邵伟宸看了看我,好象在考虑什么,然后他说:“行,不过得等你好点的,万一说到什么让你激动的事了,你又该头痛了。”
一听到头痛,我也心惊,毕竟那不是常人所能忍受的,所以我迟疑着没有再说话,但我还是定定的看着他,想从他脸上看出什么端倪。可他脸上的表情很平静,什么也看不出来。
“别多想了,那只是个意外,没什么大事,知不知道都无关紧要。”他从包里拿出一盒药,“这是冯教授给我开的,安神的,他说对你的病有帮助。”
“哦。”我看着他,心里却涌起一丝怀疑,我总觉得事情不象他说的那么简单,可是邵伟宸却表现得太过平静了。
从那天开始,我发现邵伟宸好象有意躲着我,他开始晚归了,而且越来越晚,大多时候还醉醺醺的回来。

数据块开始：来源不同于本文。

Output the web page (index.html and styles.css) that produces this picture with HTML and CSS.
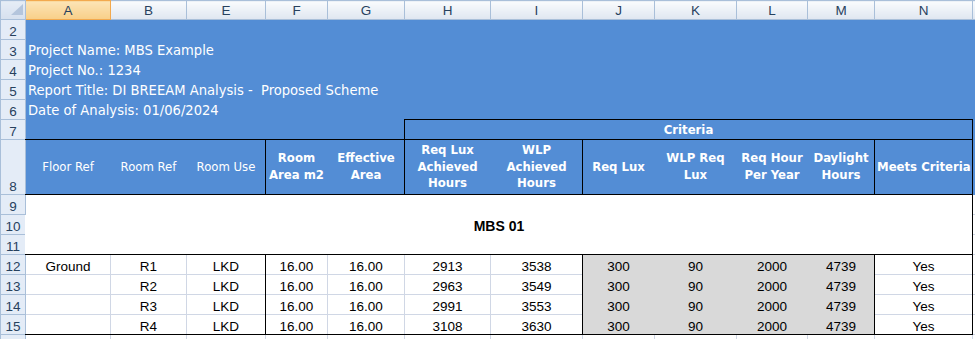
FILE: index.html
```html
<!DOCTYPE html>
<html>
<head>
<meta charset="utf-8">
<title>MBS Example</title>
<link rel="stylesheet" href="styles.css">
</head>
<body>
<table class="sheet">
<colgroup>
<col class="c-rh"><col class="c-a"><col class="c-b"><col class="c-e"><col class="c-f"><col class="c-g"><col class="c-h"><col class="c-i"><col class="c-j"><col class="c-k"><col class="c-l"><col class="c-m"><col class="c-n"><col class="c-o">
</colgroup>
<tr class="r-head">
<th class="corner"><span class="tri"></span></th>
<th class="colh sel">A</th><th class="colh">B</th><th class="colh">E</th><th class="colh">F</th><th class="colh">G</th><th class="colh">H</th><th class="colh">I</th><th class="colh">J</th><th class="colh">K</th><th class="colh">L</th><th class="colh">M</th><th class="colh">N</th><th class="colh"></th>
</tr>
<tr class="r20"><th class="rowh">2</th><td class="blue" colspan="13"></td></tr>
<tr class="r20"><th class="rowh">3</th><td class="blue info" colspan="13">Project Name: MBS Example</td></tr>
<tr class="r20"><th class="rowh">4</th><td class="blue info" colspan="13">Project No.: 1234</td></tr>
<tr class="r20"><th class="rowh">5</th><td class="blue info" colspan="13">Report Title: DI BREEAM Analysis -  Proposed Scheme</td></tr>
<tr class="r20"><th class="rowh">6</th><td class="blue info" colspan="13">Date of Analysis: 01/06/2024</td></tr>
<tr class="r20"><th class="rowh">7</th><td class="blue" colspan="5"></td><td class="blue crit" colspan="7">Criteria</td><td class="blue"></td></tr>
<tr class="r8">
<th class="rowh">8</th>
<td class="blue hd reg bt bb">Floor Ref</td>
<td class="blue hd reg bt bb">Room Ref</td>
<td class="blue hd reg bt bb br">Room Use</td>
<td class="blue hd bt bb">Room<br>Area m2</td>
<td class="blue hd bt bb br">Effective<br>Area</td>
<td class="blue hd bt bb">Req Lux<br>Achieved<br>Hours</td>
<td class="blue hd bt bb br">WLP<br>Achieved<br>Hours</td>
<td class="blue hd bt bb">Req Lux</td>
<td class="blue hd bt bb">WLP Req<br>Lux</td>
<td class="blue hd bt bb">Req Hour<br>Per Year</td>
<td class="blue hd bt bb br">Daylight<br>Hours</td>
<td class="blue hd bt bb br">Meets Criteria</td>
<td class="blue"></td>
</tr>
<tr class="r20"><th class="rowh">9</th><td class="title br" colspan="12" rowspan="3">MBS 01</td><td class="grid"></td></tr>
<tr class="r20"><th class="rowh">10</th><td class="grid"></td></tr>
<tr class="r20"><th class="rowh">11</th><td class="grid"></td></tr>
<tr class="r20">
<th class="rowh">12</th>
<td class="d bt">Ground</td><td class="d bt">R1</td><td class="d bt br">LKD</td>
<td class="d bt">16.00</td><td class="d bt">16.00</td><td class="d bt">2913</td><td class="d bt br">3538</td>
<td class="d g bt">300</td><td class="d g bt">90</td><td class="d g bt">2000</td><td class="d g bt br">4739</td>
<td class="d bt br">Yes</td><td class="grid"></td>
</tr>
<tr class="r20">
<th class="rowh">13</th>
<td class="d"></td><td class="d">R2</td><td class="d br">LKD</td>
<td class="d">16.00</td><td class="d">16.00</td><td class="d">2963</td><td class="d br">3549</td>
<td class="d g">300</td><td class="d g">90</td><td class="d g">2000</td><td class="d g br">4739</td>
<td class="d br">Yes</td><td class="grid"></td>
</tr>
<tr class="r20">
<th class="rowh">14</th>
<td class="d"></td><td class="d">R3</td><td class="d br">LKD</td>
<td class="d">16.00</td><td class="d">16.00</td><td class="d">2991</td><td class="d br">3553</td>
<td class="d g">300</td><td class="d g">90</td><td class="d g">2000</td><td class="d g br">4739</td>
<td class="d br">Yes</td><td class="grid"></td>
</tr>
<tr class="r20">
<th class="rowh">15</th>
<td class="d bb"></td><td class="d bb">R4</td><td class="d bb br">LKD</td>
<td class="d bb">16.00</td><td class="d bb">16.00</td><td class="d bb">3108</td><td class="d bb br">3630</td>
<td class="d g bb">300</td><td class="d g bb">90</td><td class="d g bb">2000</td><td class="d g bb br">4739</td>
<td class="d bb br">Yes</td><td class="grid"></td>
</tr>
<tr class="r20">
<th class="rowh">16</th>
<td class="grid"></td><td class="grid"></td><td class="grid"></td><td class="grid"></td><td class="grid"></td><td class="grid"></td><td class="grid"></td><td class="grid"></td><td class="grid"></td><td class="grid"></td><td class="grid"></td><td class="grid"></td><td class="grid"></td>
</tr>
</table>
</body>
</html>
```

FILE: styles.css
```css
html, body {
  margin: 0;
  padding: 0;
  background: #ffffff;
  overflow: hidden;
}

.sheet {
  border-collapse: collapse;
  table-layout: fixed;
  width: 992px;
  font-family: "Liberation Sans", Arial, sans-serif;
  font-size: 13px;
  color: #000000;
}

.c-rh { width: 25px; }
.c-a { width: 85px; }
.c-b { width: 76px; }
.c-e { width: 79px; }
.c-f { width: 62px; }
.c-g { width: 77px; }
.c-h { width: 86px; }
.c-i { width: 92px; }
.c-j { width: 72px; }
.c-k { width: 82px; }
.c-l { width: 71px; }
.c-m { width: 67px; }
.c-n { width: 98px; }
.c-o { width: 20px; }

.sheet td,
.sheet th {
  padding: 0 2px;
  border: 1px solid #d0d7e5;
  white-space: nowrap;
  vertical-align: bottom;
  line-height: 15px;
  font-weight: normal;
}

.r-head { height: 19px; }
.r20 { height: 20px; }
.r8 { height: 55px; }

/* column headers */
.sheet .colh {
  background: linear-gradient(#f9fbfd, #dfe6f0);
  border-color: #a9bfd9;
  color: #27415e;
  font-size: 13.5px;
  text-align: center;
  vertical-align: middle;
}

.sheet .sel {
  background: linear-gradient(#fce4b6, #f8cf88);
  border-color: #f2a94e;
}

.sheet .corner {
  background: linear-gradient(#e6edf6, #d6e0ee);
  border-color: #a9bfd9;
  text-align: right;
  vertical-align: bottom;
  padding: 0 2px 4px 0;
  line-height: 0;
}

.tri {
  display: inline-block;
  width: 0;
  height: 0;
  border-left: 12px solid transparent;
  border-bottom: 11px solid #b4c5dc;
}

/* row headers */
.sheet .rowh {
  background: #e4ecf7;
  border-color: #a9bfd9;
  color: #27415e;
  font-size: 13.5px;
  text-align: center;
  padding: 0;
}

/* blue banner */
.sheet .blue {
  background: #538dd5;
  border-color: #538dd5;
  color: #ffffff;
}

.sheet .info {
  font-family: "DejaVu Sans Condensed", "DejaVu Sans", sans-serif;
  font-stretch: condensed;
  font-size: 14.6px;
  line-height: 17px;
  white-space: pre;
  padding: 0 2px 1px;
}

.sheet .crit {
  font-family: "DejaVu Sans Condensed", "DejaVu Sans", sans-serif;
  font-stretch: condensed;
  font-weight: bold;
  font-size: 13px;
  text-align: center;
  vertical-align: middle;
  border: 1px double #000000;
}

.sheet .hd {
  font-family: "DejaVu Sans Condensed", "DejaVu Sans", sans-serif;
  font-stretch: condensed;
  font-weight: bold;
  font-size: 13px;
  line-height: 16.7px;
  text-align: center;
  vertical-align: middle;
}

.sheet .reg { font-weight: normal; }

/* black borders (double at 1px paints solid and wins collapse conflicts) */
.sheet .bt { border-top: 1px double #000000; }
.sheet .bb { border-bottom: 1px double #000000; }
.sheet .br { border-right: 1px double #000000; }

.sheet .title {
  background: #ffffff;
  border-color: #ffffff;
  border-right: 1px double #000000;
  text-align: center;
  vertical-align: middle;
  font-weight: bold;
  font-size: 14px;
  padding-top: 3px;
}

.sheet .d {
  text-align: center;
  font-size: 13.5px;
  background: #ffffff;
}

.sheet .g {
  background: #d9d9d9;
  border-color: #d9d9d9;
}

.sheet .g.bt { border-top: 1px double #000000; }
.sheet .g.bb { border-bottom: 1px double #000000; }
.sheet .g.br { border-right: 1px double #000000; }

.sheet .grid {
  background: #ffffff;
}
```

这天,他又喝醉了,回来后合衣倒在床上。我推了推他:“老公,起来换了衣服吧。”
“嗯。”他应着,却没动。
我去浴室投了条湿毛巾,给他擦了擦脸,然后帮他脱了外套。
“最近你是不是有什么心事呀,怎么总喝得醉醺醺的呀?”我一边帮他脱衣服,一边说,我也不确定他是不是能听清,但我还是忍不住问了出来。
“没有,你别瞎想。”没想到看上去醉醺醺的,头脑倒还清醒。
“那你为什么总喝得这么醉呀?”我不解的问。
“都是生意上的事,你不懂。”他嘴里喷着酒气,淡淡的说。
“哦,那以后少喝点,酒能伤身的。”我体贴的说。
“嗯。”他坐了起来,醉眼朦朦的看了看我。
“去洗洗吧,一身的酒气。”我嗔怪着。他一伸手,将我揽进怀里,猛的摄住我的唇。他的吻是狂热的,他的吻是霸道的,他的吻也是强劲的。然后,他抬起头,眼里竟然带着些许迷茫,带着些许痛苦,他重重的叹了口气:“早点睡吧,我还有份材料要看,明天开会用。”他站起来走进了隔壁的书房。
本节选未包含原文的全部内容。